§ **Given exercise**
Extract every line of the material that holds the string "TypeScript".

──────── Exercise material

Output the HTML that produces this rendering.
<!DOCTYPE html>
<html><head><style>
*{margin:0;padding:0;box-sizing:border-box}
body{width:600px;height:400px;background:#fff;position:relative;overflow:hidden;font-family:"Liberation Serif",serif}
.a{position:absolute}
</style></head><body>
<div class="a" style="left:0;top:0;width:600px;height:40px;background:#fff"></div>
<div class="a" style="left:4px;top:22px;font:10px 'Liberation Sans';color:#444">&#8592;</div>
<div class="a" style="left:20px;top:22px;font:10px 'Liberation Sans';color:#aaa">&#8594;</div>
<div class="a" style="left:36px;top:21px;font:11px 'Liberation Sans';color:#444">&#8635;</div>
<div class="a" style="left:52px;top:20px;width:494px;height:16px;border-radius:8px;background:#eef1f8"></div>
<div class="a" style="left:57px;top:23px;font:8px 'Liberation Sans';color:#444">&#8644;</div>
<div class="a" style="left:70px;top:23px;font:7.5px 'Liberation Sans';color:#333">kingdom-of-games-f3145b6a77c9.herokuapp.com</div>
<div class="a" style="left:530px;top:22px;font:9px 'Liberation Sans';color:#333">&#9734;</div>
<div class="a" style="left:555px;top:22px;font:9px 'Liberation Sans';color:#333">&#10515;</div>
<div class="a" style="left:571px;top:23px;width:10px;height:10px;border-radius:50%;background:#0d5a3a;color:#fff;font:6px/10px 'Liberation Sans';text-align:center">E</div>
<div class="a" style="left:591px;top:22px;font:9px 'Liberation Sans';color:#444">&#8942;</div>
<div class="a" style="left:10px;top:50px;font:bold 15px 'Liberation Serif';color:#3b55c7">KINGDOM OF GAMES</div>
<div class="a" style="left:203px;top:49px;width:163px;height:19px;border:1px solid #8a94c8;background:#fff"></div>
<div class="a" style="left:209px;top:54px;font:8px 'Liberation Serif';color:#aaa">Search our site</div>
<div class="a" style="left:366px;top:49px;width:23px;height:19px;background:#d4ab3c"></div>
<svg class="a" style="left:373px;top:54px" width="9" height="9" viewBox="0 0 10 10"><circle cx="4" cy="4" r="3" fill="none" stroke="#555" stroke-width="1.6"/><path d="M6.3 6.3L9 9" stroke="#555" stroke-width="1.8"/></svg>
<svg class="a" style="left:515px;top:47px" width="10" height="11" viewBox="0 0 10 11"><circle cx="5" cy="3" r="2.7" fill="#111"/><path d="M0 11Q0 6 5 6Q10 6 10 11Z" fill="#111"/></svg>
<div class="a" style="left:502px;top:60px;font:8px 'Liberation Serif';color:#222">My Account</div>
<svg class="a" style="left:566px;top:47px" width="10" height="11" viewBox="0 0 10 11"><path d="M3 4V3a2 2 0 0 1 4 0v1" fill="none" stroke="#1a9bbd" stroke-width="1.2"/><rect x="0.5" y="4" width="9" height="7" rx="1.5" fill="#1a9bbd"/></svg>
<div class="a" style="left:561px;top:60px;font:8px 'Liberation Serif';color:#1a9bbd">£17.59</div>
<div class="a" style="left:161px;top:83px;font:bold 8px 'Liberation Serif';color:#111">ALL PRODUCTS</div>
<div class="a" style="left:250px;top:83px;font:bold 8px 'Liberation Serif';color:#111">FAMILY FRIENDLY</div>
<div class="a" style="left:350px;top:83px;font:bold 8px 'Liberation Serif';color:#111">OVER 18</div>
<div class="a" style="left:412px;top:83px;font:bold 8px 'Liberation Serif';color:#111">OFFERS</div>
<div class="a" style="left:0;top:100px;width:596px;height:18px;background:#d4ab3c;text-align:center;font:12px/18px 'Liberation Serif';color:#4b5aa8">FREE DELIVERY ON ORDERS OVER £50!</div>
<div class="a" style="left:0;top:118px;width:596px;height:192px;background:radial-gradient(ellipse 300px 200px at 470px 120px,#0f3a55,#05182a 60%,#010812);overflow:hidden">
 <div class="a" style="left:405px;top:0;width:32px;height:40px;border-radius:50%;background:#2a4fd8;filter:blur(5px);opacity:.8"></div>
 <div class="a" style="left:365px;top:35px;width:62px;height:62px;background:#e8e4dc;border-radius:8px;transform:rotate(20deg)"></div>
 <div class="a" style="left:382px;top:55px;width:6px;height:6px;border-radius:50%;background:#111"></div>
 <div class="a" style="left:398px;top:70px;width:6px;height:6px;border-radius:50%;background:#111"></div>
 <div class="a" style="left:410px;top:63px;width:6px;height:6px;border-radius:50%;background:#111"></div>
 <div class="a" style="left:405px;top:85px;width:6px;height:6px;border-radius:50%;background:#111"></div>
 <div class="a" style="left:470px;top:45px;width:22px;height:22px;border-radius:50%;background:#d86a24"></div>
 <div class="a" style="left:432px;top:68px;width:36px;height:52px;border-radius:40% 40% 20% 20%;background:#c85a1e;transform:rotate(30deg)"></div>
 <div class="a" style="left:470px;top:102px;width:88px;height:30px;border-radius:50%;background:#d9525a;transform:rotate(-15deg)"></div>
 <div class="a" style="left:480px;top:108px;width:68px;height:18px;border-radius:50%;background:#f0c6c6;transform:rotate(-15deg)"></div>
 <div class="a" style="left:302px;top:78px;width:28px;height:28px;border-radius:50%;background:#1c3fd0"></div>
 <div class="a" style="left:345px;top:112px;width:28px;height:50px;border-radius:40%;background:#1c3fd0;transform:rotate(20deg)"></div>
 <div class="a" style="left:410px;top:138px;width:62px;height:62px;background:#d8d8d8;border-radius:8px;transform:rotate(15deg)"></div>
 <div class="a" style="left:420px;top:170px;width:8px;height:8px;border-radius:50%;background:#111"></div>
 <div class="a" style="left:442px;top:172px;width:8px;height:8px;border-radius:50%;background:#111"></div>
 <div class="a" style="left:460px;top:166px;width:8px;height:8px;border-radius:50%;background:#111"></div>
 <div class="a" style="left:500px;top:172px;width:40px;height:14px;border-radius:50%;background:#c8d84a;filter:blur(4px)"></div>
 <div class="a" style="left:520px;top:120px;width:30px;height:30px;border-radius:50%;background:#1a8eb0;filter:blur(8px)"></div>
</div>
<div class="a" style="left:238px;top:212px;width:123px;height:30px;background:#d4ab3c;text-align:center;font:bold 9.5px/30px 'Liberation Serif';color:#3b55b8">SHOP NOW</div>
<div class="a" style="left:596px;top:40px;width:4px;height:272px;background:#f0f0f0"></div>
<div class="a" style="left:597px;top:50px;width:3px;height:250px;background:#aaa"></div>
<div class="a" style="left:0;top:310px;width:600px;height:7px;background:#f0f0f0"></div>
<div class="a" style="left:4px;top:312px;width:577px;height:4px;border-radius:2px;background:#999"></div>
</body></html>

────────────────
──────── Exercise material

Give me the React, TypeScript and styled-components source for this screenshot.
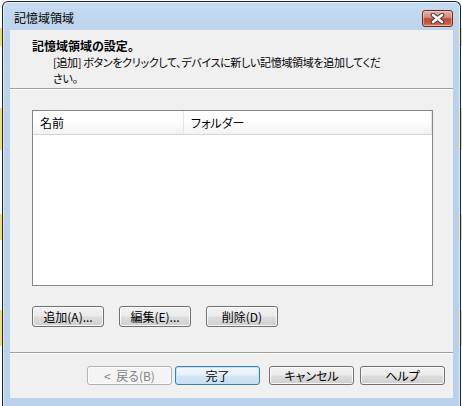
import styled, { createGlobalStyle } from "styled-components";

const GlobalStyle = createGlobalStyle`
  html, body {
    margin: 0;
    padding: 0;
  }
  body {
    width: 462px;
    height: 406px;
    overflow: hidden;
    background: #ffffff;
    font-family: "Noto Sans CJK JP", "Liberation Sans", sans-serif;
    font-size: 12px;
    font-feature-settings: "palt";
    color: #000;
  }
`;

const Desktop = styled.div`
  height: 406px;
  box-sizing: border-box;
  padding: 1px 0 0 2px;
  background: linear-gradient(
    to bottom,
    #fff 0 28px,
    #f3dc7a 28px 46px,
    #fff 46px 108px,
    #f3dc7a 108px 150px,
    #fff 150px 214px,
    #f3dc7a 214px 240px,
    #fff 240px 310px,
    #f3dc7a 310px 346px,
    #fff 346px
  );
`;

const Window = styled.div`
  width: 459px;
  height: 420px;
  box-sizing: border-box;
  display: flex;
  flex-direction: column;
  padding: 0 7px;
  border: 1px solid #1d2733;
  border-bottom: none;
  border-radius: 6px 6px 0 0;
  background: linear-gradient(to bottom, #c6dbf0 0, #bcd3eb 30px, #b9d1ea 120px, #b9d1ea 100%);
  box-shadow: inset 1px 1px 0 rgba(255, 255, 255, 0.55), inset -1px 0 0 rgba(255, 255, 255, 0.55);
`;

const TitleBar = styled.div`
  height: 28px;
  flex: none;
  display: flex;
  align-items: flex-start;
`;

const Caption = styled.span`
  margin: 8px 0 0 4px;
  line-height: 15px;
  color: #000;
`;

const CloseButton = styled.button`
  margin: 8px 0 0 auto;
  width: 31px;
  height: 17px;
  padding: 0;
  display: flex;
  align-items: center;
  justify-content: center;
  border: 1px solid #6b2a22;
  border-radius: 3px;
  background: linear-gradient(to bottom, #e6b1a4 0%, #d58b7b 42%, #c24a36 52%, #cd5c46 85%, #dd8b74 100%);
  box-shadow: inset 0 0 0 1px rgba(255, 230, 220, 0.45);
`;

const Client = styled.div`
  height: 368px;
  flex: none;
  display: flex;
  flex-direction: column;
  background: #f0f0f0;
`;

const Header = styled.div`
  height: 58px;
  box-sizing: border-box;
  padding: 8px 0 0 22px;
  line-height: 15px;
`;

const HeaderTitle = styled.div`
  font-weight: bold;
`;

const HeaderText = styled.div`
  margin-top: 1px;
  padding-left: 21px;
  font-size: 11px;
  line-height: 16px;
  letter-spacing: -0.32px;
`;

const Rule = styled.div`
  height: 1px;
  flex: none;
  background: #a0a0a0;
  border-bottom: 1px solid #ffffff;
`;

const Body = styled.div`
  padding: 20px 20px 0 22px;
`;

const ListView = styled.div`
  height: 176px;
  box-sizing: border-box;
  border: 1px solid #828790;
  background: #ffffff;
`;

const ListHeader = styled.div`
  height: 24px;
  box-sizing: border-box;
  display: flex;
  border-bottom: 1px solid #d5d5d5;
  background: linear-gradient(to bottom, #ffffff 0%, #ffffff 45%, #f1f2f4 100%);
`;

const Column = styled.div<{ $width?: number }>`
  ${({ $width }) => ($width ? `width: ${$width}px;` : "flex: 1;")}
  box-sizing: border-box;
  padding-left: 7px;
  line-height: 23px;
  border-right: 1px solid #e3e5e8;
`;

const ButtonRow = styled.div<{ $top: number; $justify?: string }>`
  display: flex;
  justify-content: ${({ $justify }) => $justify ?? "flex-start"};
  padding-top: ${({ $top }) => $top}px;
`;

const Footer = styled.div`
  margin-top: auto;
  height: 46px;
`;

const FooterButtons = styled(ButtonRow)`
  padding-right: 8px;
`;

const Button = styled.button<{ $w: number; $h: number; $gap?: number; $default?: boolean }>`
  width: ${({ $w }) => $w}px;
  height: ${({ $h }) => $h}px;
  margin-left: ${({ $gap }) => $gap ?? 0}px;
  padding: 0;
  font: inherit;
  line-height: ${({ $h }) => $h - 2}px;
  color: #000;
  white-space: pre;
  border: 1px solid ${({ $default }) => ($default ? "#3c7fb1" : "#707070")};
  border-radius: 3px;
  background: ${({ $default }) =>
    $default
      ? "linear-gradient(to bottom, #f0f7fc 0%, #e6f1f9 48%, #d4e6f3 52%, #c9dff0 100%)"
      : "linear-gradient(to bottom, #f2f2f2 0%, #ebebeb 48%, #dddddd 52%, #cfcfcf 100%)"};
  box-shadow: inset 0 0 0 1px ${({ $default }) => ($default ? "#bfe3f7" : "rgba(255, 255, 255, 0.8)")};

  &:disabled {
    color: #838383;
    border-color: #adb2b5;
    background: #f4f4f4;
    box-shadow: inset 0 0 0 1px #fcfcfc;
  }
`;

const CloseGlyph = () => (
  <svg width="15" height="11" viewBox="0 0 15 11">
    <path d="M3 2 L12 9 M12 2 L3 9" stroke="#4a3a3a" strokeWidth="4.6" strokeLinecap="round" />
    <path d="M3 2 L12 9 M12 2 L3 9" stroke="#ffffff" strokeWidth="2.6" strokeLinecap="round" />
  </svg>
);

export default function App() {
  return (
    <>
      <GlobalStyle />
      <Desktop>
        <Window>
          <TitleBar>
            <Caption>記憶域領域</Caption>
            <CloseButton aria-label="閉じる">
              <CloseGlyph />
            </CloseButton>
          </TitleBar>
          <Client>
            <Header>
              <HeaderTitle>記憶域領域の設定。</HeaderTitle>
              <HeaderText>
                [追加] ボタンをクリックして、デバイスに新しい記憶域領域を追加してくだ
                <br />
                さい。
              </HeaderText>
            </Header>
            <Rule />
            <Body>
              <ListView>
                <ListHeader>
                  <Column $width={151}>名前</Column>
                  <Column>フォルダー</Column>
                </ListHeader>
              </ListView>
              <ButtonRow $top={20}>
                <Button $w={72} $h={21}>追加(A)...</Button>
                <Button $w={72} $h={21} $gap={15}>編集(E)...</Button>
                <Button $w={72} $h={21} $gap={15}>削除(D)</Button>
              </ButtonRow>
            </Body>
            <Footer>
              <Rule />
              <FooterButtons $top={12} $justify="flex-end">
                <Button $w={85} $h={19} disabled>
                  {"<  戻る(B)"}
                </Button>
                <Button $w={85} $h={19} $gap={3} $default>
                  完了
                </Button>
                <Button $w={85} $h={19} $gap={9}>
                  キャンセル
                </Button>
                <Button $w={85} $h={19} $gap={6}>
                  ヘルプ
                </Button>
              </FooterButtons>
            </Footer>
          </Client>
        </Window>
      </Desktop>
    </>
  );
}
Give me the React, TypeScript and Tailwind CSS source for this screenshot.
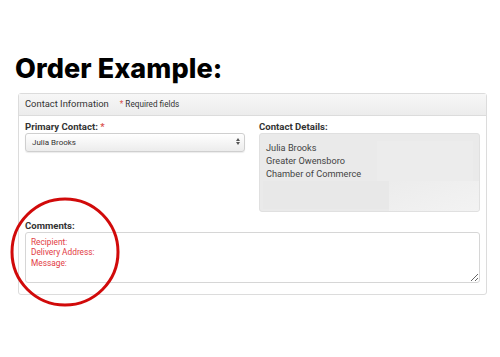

────────────────

§ **Written response**
Give me the React, TypeScript and styled-components source for this screenshot.
Give me the React, TypeScript and Tailwind CSS source for this screenshot.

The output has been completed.